I was also answering a lot of questions on the homerecording.com studio design forum. Then Bruce Valeria from Ottawa sent me an email asking if I’d design a studio for him. We followed it all on the net as he built it and he put the finished studio up on homerecording.com. By then I was spending many hours answering questions on homerecording.com so I decided to set up my own forum. That’s now been going since 2003 and I’ve been designing studios since then.”

REMOTE DESIGN

John Sayers’ recent credits include The Refinery in Melbourne, a studio designed for and built by James Leigh from Pseudo Echo (with the help of his dad), Eskimo Joe’s new studio in Fremantle (which is just waiting on delivery of the console), as well as studios in Hong Kong, India, Colombia, France and plenty more. He’s firmly international, using a combination of Google Sketchup, Skype, and CAD programs to develop the design. Sayer’s ran us through how he manages remote studio design.

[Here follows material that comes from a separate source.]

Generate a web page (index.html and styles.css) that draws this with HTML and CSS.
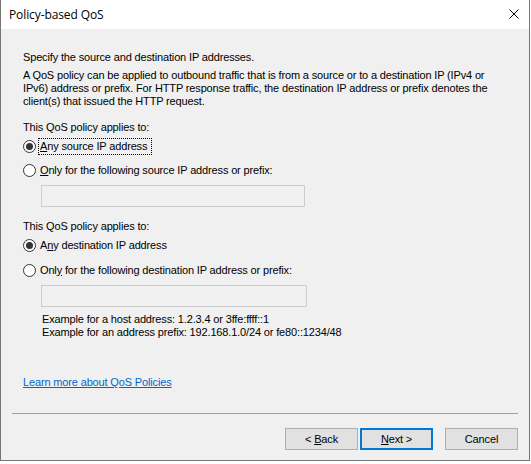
FILE: index.html
```html
<!DOCTYPE html>
<html>
<head>
<meta charset="utf-8">
<title>Policy-based QoS</title>
<link rel="stylesheet" href="styles.css">
</head>
<body>
<div class="window">
  <div class="titlebar">
    <span class="title">Policy-based QoS</span>
    <svg class="close" width="10" height="10" viewBox="0 0 10 10"><path d="M0.5 0.5 L9.5 9.5 M9.5 0.5 L0.5 9.5" stroke="#000" stroke-width="1" fill="none"/></svg>
  </div>
  <div class="content">
    <p class="intro">Specify the source and destination IP addresses.</p>
    <p class="desc">A QoS policy can be applied to outbound traffic that is from a source or to a destination IP (IPv4 or<br>IPv6) address or prefix. For HTTP response traffic, the destination IP address or prefix denotes the<br>client(s) that issued the HTTP request.</p>

    <p class="label first-label">This QoS policy applies to:</p>
    <div class="radio r1"><span class="dot checked"></span><span class="rtext focus"><u>A</u>ny source IP address</span></div>
    <div class="radio r2"><span class="dot"></span><span class="rtext"><u>O</u>nly for the following source IP address or prefix:</span></div>
    <div class="textbox tb1"></div>

    <p class="label second-label">This QoS policy applies to:</p>
    <div class="radio r3"><span class="dot checked"></span><span class="rtext">A<u>n</u>y destination IP address</span></div>
    <div class="radio r4"><span class="dot"></span><span class="rtext">Onl<u>y</u> for the following destination IP address or prefix:</span></div>
    <div class="textbox tb2"></div>
    <p class="examples">Example for a host address: 1.2.3.4 or 3ffe:ffff::1<br>Example for an address prefix: 192.168.1.0/24 or fe80::1234/48</p>

    <a class="link" href="#">Learn more about QoS Policies</a>
  </div>
  <div class="footer">
    <div class="separator"></div>
    <div class="buttons">
      <button class="btn">&lt; <u>B</u>ack</button>
      <button class="btn default"><u>N</u>ext &gt;</button>
      <button class="btn cancel">Cancel</button>
    </div>
  </div>
</div>
</body>
</html>
```

FILE: styles.css
```css
html, body {
  margin: 0;
  padding: 0;
  background: #ffffff;
}

body {
  font-family: "Liberation Sans", Arial, sans-serif;
  font-size: 11px;
  letter-spacing: -0.15px;
  color: #000;
}

.window {
  box-sizing: border-box;
  width: 530px;
  height: 461px;
  border: 1px solid #767676;
  border-top: none;
  display: flex;
  flex-direction: column;
  background: #f0f0f0;
}

.titlebar {
  height: 29px;
  flex: none;
  background: #ffffff;
  display: flex;
  align-items: center;
  justify-content: space-between;
  padding: 0 10px 0 8px;
}

.title {
  font-family: "Open Sans", "Noto Sans", sans-serif;
  font-size: 12px;
  letter-spacing: -0.1px;
  color: #000;
}

.close {
  display: block;
  margin-top: -2px;
}

.content {
  flex: 1;
  padding: 22px 0 0 22px;
  line-height: 13px;
}

p {
  margin: 0;
}

.desc {
  margin-top: 5px;
}

.label.first-label {
  margin-top: 13px;
}

.label.second-label {
  margin-top: 13px;
}

.radio {
  display: flex;
  align-items: center;
  height: 16px;
}

.r1 { margin-top: 4px; }
.r2 { margin-top: 8px; }
.r3 { margin-top: 4px; }
.r4 { margin-top: 9px; }

.dot {
  box-sizing: border-box;
  width: 13px;
  height: 13px;
  border: 1px solid #333;
  border-radius: 50%;
  background: #fff;
  flex: none;
  display: flex;
  align-items: center;
  justify-content: center;
}

.dot.checked::after {
  content: "";
  width: 7px;
  height: 7px;
  border-radius: 50%;
  background: #333;
}

.rtext {
  margin-left: 2px;
  padding: 1px 4px 1px 1px;
  border: 1px solid transparent;
}

.rtext.focus {
  border: 1px dotted #000;
}

u {
  text-decoration: underline;
  text-underline-offset: 1px;
}

.textbox {
  box-sizing: border-box;
  margin-left: 18px;
  margin-top: 7px;
  height: 22px;
  border: 1px solid #cccccc;
  background: #f0f0f0;
}

.tb1 { width: 264px; }
.tb2 { width: 266px; }

.examples {
  margin-top: 6px;
  margin-left: 19px;
}

.link {
  display: inline-block;
  margin-top: 37px;
  color: #0066cc;
  text-decoration: underline;
}

.footer {
  flex: none;
  padding: 0 11px 10px 11px;
}

.separator {
  height: 1px;
  background: #a0a0a0;
}

.buttons {
  margin-top: 14px;
  display: flex;
  justify-content: flex-end;
  gap: 2px;
}

.btn {
  box-sizing: border-box;
  width: 73px;
  height: 22px;
  padding: 0;
  margin: 0;
  background: #e1e1e1;
  border: 1px solid #adadad;
  border-radius: 0;
  font-family: "Liberation Sans", Arial, sans-serif;
  font-size: 11px;
  letter-spacing: -0.15px;
  color: #000;
}

.btn.default {
  border: 2px solid #0078d7;
}

.btn.cancel {
  margin-left: 10px;
}
```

JS: “The studio owner sends me the dimensions of the building and photographs, and I design it all in Sketchup, which is a 3D program. We send them back and forth and use Skype a lot. I taught myself draftsmanship, so when the client’s satisfied with the design, I use an AutoCAD-style program called ProgeCAD and I export the model into DWG files and turn them into draft drawings of the studio. When they receive the final drawings, they play it out on the studio floor with chalk marking to make sure it all fits, and then build it.”